— start of DATA PROVIDED —
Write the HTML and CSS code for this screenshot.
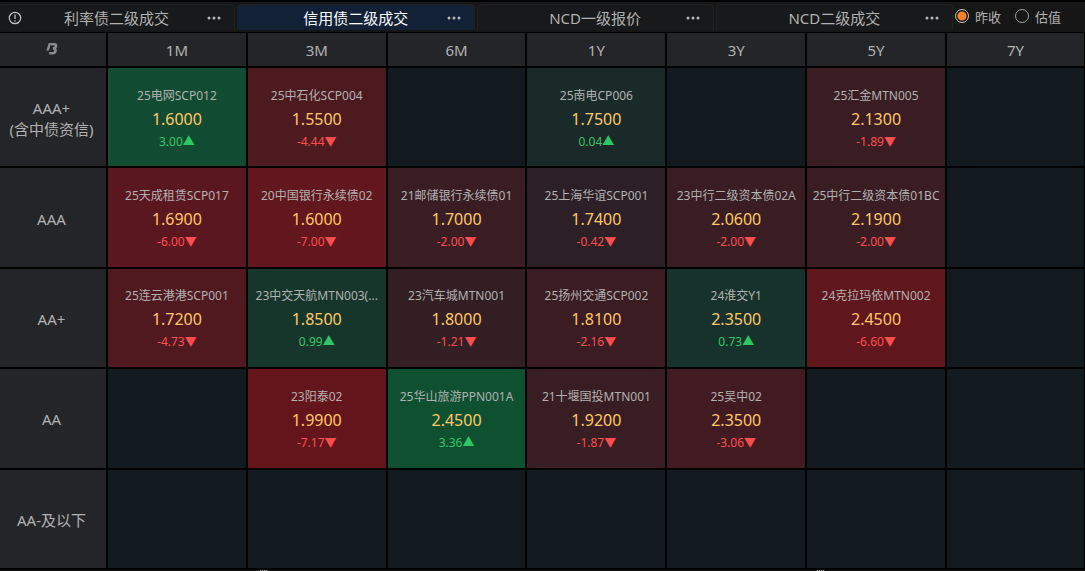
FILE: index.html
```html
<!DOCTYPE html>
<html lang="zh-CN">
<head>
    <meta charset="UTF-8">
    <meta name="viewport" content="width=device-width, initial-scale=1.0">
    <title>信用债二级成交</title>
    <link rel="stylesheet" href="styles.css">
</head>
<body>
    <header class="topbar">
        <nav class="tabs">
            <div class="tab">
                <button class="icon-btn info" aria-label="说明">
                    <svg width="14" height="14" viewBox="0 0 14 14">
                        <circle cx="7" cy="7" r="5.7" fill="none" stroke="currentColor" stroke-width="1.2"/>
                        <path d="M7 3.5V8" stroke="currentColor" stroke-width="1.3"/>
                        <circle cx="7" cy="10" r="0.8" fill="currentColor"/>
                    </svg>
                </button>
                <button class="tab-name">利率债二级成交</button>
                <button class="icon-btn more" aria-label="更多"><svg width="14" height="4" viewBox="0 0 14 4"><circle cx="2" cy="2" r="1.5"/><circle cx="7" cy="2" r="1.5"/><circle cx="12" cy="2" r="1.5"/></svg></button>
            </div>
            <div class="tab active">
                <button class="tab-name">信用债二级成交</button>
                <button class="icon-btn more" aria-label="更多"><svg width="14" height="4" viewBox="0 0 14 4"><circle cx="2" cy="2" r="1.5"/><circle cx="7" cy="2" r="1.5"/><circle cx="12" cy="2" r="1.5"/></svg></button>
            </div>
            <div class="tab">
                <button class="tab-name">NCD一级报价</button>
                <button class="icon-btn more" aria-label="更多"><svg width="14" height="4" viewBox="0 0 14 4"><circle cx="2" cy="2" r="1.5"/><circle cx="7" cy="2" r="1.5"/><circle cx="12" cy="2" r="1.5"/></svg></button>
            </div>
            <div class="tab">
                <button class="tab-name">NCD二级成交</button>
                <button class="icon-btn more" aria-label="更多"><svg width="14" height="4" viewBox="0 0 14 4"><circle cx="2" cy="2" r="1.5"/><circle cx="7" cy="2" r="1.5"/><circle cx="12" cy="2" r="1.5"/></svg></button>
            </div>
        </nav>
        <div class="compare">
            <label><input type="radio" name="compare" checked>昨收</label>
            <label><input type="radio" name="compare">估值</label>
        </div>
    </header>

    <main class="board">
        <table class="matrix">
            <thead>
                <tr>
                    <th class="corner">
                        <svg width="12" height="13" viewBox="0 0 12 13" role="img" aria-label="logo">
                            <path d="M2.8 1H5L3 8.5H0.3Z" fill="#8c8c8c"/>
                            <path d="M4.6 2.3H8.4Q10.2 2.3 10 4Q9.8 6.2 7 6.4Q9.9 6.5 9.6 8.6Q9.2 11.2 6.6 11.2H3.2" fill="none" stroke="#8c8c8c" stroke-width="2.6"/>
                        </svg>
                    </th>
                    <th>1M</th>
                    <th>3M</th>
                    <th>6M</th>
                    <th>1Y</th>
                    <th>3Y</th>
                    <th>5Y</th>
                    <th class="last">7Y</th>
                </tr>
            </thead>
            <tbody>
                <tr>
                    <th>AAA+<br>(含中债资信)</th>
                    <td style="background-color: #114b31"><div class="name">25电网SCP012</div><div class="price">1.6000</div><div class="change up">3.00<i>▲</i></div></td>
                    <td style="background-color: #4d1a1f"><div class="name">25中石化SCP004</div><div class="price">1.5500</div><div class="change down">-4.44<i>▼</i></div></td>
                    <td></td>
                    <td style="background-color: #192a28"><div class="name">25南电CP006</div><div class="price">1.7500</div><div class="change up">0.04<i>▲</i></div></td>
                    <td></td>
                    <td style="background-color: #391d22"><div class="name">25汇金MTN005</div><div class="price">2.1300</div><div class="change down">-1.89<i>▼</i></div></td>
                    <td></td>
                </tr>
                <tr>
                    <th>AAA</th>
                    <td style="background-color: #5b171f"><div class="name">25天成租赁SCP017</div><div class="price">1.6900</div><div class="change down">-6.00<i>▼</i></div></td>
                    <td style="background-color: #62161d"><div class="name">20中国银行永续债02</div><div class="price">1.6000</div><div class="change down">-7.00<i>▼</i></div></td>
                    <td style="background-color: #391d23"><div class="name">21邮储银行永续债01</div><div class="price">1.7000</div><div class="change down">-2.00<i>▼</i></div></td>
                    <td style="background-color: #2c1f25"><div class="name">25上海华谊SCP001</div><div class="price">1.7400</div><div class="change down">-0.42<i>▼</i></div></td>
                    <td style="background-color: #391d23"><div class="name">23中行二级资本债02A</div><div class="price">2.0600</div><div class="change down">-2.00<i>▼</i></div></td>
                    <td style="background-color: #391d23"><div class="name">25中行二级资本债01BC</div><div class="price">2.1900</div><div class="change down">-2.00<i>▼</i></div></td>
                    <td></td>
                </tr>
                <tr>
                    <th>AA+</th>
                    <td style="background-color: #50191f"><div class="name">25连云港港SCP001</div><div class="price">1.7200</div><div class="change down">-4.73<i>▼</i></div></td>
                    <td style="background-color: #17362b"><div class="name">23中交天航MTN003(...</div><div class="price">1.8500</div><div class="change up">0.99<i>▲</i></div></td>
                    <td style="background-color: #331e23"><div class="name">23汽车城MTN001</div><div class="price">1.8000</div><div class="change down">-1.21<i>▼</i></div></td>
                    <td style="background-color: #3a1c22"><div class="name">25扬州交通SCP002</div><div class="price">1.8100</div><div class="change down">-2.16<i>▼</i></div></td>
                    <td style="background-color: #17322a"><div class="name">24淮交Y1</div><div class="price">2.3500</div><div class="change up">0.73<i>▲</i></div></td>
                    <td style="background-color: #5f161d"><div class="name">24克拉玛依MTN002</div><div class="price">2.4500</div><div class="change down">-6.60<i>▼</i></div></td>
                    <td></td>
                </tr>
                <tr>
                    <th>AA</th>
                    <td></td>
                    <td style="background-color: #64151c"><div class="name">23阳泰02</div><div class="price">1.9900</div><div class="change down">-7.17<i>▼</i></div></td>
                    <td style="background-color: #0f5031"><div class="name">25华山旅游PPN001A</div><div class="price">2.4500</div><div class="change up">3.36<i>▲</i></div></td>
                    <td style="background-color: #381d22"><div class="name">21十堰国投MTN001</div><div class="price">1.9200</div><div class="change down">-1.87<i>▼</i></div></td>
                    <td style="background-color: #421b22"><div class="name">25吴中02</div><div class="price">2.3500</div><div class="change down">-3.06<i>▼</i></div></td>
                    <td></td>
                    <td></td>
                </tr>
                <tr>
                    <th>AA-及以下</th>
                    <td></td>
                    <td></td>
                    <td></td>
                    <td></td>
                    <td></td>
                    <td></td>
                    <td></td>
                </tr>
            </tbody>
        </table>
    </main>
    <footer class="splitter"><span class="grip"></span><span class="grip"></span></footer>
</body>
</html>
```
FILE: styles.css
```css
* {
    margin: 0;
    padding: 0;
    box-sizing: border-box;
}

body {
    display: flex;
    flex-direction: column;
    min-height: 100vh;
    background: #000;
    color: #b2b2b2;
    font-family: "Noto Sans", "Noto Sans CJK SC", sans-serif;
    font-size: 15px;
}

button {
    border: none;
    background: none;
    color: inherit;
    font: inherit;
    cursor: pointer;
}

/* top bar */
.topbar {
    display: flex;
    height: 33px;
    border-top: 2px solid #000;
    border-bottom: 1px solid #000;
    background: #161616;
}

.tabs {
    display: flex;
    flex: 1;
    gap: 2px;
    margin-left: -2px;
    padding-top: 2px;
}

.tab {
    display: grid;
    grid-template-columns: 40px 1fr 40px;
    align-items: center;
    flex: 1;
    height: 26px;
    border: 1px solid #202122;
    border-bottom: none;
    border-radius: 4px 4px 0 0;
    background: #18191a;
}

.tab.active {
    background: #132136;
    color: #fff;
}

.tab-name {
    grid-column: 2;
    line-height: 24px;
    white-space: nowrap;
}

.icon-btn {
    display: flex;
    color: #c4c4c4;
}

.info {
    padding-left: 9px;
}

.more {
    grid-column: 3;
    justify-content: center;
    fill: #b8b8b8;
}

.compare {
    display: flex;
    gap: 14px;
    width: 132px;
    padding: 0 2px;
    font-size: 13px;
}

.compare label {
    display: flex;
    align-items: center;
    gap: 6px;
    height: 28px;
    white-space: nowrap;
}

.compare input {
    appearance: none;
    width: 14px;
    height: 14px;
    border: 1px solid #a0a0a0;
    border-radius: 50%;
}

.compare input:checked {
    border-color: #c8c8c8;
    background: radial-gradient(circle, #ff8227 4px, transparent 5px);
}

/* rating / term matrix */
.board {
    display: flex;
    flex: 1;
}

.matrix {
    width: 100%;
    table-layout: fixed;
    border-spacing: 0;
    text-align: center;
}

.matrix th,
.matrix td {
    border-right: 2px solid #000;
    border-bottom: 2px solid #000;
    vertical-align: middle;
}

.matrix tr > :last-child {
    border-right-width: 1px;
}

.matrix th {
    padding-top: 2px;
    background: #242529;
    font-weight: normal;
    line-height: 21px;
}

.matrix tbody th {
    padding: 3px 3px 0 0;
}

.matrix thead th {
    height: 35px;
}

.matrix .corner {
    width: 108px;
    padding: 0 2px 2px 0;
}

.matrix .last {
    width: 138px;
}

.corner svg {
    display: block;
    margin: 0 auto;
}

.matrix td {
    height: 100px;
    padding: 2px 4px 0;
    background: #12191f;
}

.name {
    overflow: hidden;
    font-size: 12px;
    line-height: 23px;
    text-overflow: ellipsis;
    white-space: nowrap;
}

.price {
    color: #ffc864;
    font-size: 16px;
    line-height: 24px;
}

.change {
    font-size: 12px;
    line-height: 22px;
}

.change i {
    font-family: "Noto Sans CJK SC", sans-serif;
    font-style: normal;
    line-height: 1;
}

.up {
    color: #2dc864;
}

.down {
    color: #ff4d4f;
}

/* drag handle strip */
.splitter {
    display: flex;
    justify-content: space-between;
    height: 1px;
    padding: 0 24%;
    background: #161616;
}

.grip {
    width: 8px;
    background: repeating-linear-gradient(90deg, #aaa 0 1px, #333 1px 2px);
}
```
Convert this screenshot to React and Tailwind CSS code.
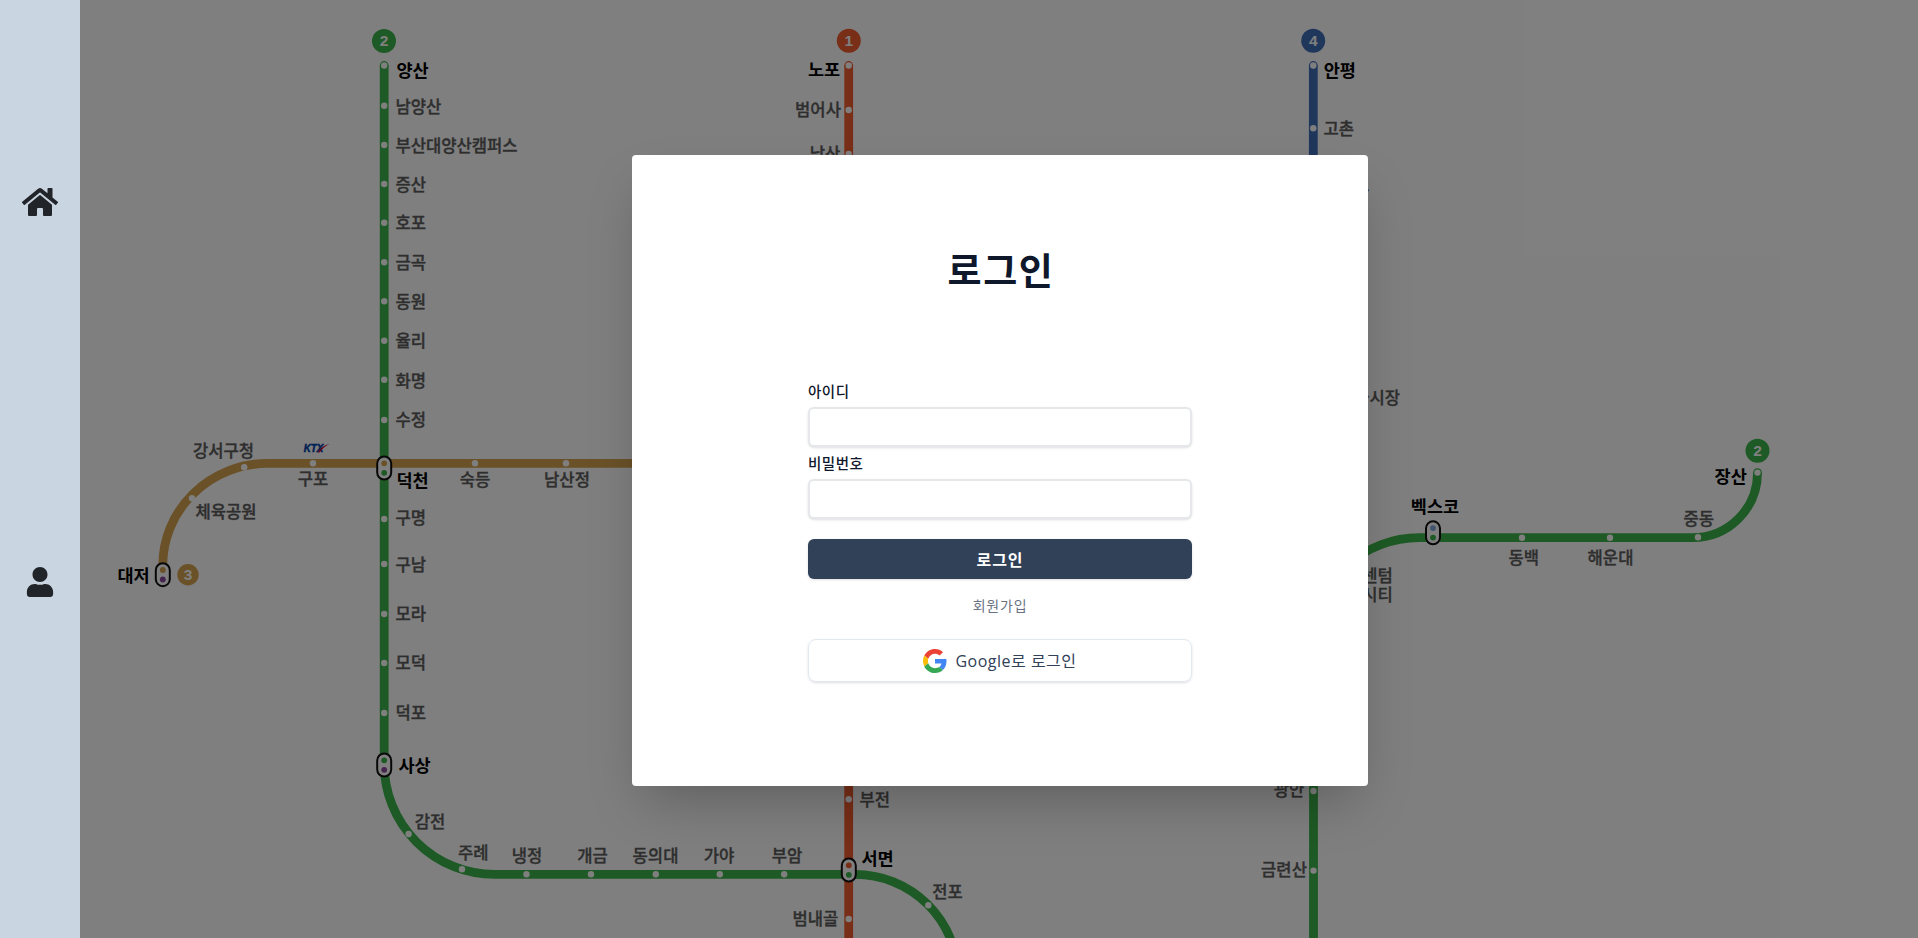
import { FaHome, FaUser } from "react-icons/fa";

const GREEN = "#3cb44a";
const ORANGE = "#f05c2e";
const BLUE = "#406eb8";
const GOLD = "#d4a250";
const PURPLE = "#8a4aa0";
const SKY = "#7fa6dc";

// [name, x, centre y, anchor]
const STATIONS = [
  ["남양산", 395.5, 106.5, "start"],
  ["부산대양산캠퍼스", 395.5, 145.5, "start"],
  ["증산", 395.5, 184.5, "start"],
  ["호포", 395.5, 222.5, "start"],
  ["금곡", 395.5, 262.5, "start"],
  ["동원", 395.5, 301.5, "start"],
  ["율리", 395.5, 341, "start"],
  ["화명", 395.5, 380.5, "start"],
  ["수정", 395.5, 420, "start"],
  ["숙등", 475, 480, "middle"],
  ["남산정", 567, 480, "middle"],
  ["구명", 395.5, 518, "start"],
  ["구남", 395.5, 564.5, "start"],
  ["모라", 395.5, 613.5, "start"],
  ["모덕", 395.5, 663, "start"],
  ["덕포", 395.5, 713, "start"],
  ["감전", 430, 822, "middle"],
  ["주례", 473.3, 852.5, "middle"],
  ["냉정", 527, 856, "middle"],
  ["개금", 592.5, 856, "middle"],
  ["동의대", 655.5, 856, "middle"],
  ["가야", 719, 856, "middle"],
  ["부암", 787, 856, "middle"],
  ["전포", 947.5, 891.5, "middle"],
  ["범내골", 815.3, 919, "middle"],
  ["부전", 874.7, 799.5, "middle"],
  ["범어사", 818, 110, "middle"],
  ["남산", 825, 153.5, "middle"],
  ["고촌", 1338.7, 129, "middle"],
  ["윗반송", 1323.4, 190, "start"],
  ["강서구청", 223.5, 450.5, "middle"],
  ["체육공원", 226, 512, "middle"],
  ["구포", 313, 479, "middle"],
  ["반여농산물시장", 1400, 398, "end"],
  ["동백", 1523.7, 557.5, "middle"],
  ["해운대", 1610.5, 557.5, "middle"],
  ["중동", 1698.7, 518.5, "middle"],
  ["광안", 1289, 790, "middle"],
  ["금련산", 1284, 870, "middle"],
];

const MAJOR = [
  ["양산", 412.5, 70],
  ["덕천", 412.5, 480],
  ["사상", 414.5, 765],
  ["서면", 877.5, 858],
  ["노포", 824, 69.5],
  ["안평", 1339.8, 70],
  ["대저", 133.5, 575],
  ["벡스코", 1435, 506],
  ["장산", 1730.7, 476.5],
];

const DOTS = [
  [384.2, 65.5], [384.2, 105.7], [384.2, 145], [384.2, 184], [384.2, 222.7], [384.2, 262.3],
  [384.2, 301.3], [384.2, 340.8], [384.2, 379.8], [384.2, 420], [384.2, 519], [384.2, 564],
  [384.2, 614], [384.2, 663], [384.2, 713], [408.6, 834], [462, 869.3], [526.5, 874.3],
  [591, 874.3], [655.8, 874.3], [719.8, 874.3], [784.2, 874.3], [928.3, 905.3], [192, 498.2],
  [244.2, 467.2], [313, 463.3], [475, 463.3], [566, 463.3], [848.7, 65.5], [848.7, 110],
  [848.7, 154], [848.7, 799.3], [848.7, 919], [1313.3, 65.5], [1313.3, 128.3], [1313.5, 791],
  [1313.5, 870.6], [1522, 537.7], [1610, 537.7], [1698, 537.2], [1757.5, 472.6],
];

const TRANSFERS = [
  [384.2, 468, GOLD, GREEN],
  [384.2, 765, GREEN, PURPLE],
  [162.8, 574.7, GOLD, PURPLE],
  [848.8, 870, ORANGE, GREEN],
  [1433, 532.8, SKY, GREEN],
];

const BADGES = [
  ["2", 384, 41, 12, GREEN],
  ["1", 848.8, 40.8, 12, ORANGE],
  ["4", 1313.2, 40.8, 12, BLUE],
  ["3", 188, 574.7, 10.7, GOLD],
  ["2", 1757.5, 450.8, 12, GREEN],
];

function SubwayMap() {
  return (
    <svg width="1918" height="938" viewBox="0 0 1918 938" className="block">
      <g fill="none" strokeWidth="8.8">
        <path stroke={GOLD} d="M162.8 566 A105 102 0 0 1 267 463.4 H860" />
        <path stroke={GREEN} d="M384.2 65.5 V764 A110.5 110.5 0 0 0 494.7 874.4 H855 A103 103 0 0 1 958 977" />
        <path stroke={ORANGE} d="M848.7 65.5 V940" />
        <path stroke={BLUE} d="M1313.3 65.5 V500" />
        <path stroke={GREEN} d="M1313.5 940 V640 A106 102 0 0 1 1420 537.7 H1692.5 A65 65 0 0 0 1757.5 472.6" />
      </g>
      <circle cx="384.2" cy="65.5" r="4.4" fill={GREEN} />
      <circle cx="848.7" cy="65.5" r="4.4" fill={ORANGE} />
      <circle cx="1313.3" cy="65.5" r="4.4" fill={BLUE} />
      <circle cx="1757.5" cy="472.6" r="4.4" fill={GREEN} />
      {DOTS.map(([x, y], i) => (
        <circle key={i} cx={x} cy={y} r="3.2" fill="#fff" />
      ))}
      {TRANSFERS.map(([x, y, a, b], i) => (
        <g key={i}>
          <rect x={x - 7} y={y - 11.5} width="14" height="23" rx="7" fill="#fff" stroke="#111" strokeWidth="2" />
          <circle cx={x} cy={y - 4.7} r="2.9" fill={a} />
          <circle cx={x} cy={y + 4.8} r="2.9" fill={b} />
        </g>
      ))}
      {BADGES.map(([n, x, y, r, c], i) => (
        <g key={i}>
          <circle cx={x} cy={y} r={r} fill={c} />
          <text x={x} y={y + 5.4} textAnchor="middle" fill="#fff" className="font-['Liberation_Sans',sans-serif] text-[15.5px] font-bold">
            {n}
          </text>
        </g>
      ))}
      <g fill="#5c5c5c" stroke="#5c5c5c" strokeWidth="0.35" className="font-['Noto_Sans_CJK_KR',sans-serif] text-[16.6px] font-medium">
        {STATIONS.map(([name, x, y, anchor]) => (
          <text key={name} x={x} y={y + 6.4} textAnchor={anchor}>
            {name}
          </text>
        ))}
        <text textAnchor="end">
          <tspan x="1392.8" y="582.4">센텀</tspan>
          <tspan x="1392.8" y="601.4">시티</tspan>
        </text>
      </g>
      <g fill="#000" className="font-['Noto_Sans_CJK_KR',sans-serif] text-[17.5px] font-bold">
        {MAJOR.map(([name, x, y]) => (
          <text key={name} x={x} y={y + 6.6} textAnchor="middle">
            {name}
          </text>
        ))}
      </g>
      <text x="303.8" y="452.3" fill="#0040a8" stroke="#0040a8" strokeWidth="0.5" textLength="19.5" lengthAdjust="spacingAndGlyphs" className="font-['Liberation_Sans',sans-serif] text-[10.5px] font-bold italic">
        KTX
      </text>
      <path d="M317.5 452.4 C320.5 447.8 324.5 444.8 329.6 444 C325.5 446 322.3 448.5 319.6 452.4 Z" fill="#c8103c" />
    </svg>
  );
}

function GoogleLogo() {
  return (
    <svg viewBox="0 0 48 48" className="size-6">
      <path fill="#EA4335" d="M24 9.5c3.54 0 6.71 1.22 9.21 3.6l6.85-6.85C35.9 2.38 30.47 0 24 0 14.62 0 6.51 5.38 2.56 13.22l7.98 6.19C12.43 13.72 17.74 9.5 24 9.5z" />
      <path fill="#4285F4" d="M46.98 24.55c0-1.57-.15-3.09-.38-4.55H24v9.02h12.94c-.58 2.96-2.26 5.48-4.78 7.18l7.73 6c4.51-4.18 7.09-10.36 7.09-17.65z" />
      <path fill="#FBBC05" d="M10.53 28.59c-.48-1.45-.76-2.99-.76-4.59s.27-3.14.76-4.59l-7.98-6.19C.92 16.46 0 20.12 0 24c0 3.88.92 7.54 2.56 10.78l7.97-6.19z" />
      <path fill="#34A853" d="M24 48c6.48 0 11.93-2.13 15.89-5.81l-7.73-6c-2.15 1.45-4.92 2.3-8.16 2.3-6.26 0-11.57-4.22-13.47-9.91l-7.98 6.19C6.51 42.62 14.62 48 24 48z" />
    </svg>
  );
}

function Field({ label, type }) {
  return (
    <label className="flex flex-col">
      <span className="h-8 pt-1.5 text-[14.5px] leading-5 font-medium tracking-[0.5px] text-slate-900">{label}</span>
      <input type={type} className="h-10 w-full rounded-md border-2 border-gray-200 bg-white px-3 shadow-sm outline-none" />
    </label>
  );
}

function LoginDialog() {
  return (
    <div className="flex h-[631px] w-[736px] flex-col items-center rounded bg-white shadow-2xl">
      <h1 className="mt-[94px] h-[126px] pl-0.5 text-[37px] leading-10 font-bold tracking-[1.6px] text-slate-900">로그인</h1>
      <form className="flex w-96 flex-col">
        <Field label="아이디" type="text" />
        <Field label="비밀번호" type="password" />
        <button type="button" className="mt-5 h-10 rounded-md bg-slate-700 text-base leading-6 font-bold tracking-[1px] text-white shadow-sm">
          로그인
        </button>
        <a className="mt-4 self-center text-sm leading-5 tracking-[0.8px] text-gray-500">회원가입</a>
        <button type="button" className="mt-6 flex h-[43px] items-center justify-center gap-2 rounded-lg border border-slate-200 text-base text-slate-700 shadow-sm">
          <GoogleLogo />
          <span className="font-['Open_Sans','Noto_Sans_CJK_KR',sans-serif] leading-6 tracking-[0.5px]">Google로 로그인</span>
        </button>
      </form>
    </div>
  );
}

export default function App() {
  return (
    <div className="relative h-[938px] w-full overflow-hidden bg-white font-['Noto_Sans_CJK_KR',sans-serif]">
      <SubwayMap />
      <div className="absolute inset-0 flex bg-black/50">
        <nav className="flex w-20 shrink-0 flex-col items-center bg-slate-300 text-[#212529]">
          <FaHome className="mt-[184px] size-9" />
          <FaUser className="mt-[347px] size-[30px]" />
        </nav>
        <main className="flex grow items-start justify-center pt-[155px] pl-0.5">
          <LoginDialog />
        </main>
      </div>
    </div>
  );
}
— end of DATA PROVIDED —
§ SET TASK
Which lines above hold the word "code"? Copy each of them.

§ WRITTEN ANSWER
Write the HTML and CSS code for this screenshot.
Convert this screenshot to React and Tailwind CSS code.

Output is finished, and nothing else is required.